La seule prétention des artistes d’outre-Rhin est d’avoir adapté aux conditions économiques de la foule et aux moyens de production mécanique, les idées venues d’Angleterre : « Le large esprit de réforme éthico-esthétique, dit le même auteur, à la conscience duquel se sont éveillés les temps nouveaux, dans les ateliers professionnels du groupe Morris ou aux tables de travail du groupe Ruskin, et qui s’est ensuite modernisé, socialisé, individualisé en Belgique d’une façon décisive, a pris, dans l’Allemagne contemporaine, un tel élan de croissance qu’il y régit en grande puissance l’Industrie, le Commerce et l’Art [1]. » Cette prétention même est insoutenable. L’Angleterre avait donné, bien avant l’Allemagne, des exemples de cottages, de portails, de meubles, d’aménagement et de décoration intérieurs, fort simples et fort bon marché, du moins pour les bourses anglaises. Des architectes comme Baillie Scott et Voysey avaient travaillé dans ce sens bien avant les Allemands et Voysey avait même fait la théorie de cette pratique.
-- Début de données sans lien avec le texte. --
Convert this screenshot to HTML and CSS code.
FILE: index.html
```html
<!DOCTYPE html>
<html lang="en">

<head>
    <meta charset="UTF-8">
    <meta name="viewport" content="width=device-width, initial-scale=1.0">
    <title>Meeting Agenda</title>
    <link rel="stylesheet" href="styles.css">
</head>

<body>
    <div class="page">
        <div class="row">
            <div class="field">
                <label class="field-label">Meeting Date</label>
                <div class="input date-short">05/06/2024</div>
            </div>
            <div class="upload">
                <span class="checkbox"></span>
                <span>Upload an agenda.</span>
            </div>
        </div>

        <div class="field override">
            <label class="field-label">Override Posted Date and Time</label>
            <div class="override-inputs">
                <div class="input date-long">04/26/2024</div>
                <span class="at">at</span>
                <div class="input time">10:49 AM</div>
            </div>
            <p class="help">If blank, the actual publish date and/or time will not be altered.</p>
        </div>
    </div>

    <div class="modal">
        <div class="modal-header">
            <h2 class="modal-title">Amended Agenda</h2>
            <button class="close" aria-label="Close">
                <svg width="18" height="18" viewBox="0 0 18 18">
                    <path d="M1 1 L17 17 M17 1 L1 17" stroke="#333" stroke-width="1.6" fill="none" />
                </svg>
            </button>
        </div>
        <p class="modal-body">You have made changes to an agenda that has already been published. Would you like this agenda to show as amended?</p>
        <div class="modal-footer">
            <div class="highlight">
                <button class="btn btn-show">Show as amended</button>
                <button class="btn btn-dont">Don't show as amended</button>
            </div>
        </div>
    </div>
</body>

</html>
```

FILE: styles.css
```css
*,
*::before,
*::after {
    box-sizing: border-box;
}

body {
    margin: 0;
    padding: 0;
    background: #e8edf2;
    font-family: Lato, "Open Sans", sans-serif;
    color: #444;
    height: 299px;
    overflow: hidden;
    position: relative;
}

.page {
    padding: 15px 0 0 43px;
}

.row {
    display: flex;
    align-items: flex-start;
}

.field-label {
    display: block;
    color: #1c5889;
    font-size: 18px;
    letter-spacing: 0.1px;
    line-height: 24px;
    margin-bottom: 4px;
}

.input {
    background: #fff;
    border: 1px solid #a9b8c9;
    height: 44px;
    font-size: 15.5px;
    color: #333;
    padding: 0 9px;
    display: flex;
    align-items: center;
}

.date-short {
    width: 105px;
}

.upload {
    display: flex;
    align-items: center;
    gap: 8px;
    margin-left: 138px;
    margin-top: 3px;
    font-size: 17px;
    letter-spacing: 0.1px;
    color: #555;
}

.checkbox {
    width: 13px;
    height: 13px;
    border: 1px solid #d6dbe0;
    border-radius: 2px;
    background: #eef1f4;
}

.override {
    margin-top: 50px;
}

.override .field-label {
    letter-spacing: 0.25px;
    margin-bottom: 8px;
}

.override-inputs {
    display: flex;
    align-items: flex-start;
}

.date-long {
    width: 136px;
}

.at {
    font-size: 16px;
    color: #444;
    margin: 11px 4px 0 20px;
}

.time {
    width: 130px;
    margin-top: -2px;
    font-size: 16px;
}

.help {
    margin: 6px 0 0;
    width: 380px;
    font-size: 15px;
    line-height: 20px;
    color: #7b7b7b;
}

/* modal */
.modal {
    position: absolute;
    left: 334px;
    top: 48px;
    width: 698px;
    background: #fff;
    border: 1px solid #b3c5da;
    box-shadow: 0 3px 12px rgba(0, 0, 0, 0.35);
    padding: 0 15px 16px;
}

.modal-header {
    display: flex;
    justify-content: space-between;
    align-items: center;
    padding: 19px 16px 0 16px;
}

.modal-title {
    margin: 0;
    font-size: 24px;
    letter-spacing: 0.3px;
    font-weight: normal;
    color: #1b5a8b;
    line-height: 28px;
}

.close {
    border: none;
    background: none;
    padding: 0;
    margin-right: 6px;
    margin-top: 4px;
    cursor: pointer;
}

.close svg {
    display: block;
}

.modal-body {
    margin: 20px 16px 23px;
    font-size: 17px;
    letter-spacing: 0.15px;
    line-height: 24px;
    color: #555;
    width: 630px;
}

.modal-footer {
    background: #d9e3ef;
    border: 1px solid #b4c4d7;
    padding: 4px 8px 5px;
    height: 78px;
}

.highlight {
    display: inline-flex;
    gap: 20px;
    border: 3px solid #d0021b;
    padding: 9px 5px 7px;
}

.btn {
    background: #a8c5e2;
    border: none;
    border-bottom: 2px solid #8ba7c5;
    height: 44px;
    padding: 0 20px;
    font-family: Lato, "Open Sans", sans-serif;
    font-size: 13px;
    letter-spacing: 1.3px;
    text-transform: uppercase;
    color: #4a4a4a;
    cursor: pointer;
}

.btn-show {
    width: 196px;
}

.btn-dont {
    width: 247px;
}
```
On ne sait ce que signifient ces mots « modernisé, socialisé en Belgique, » lorsqu’on observe que ce souci de l’esthétique ne s’est pas arrêté, chez les Anglais, aux classes supérieures, mais qu’il a été porté, depuis bien longtemps, dans les projets d’habitations ouvrières et, depuis vingt ans, dans l’organisation des immenses garden-cities, qui sont des modèles. Tout ce que les Allemands ont de bon, dans cet ordre de choses, est anglais.

Un seul caractère nouveau se révèle dans les récentes constructions allemandes : le colossal ou le cyclopéen. Certes, ce caractère n’est pas nouveau dans l’architecture monumentale et commémorative, ni dans la statuaire qui en fait partie intégrante. La Germania du Niederwald, le monument de Barberousse et de Guillaume Ier, sur le Kyfflaüser, en Thuringe, par Geiger ; la statue d’Arminius, dans la forêt de Teutoburg ; la statue colossale de Bismarck, bien d’autres gigantesques entassemens de pierres ou de bronze avaient, dès longtemps, révélé ce

  1. Karl Scheffer. L’Industrie d’art en Allemagne. Catalogue officiel de la section allemande. Exposition universelle de Bruxelles, 1910.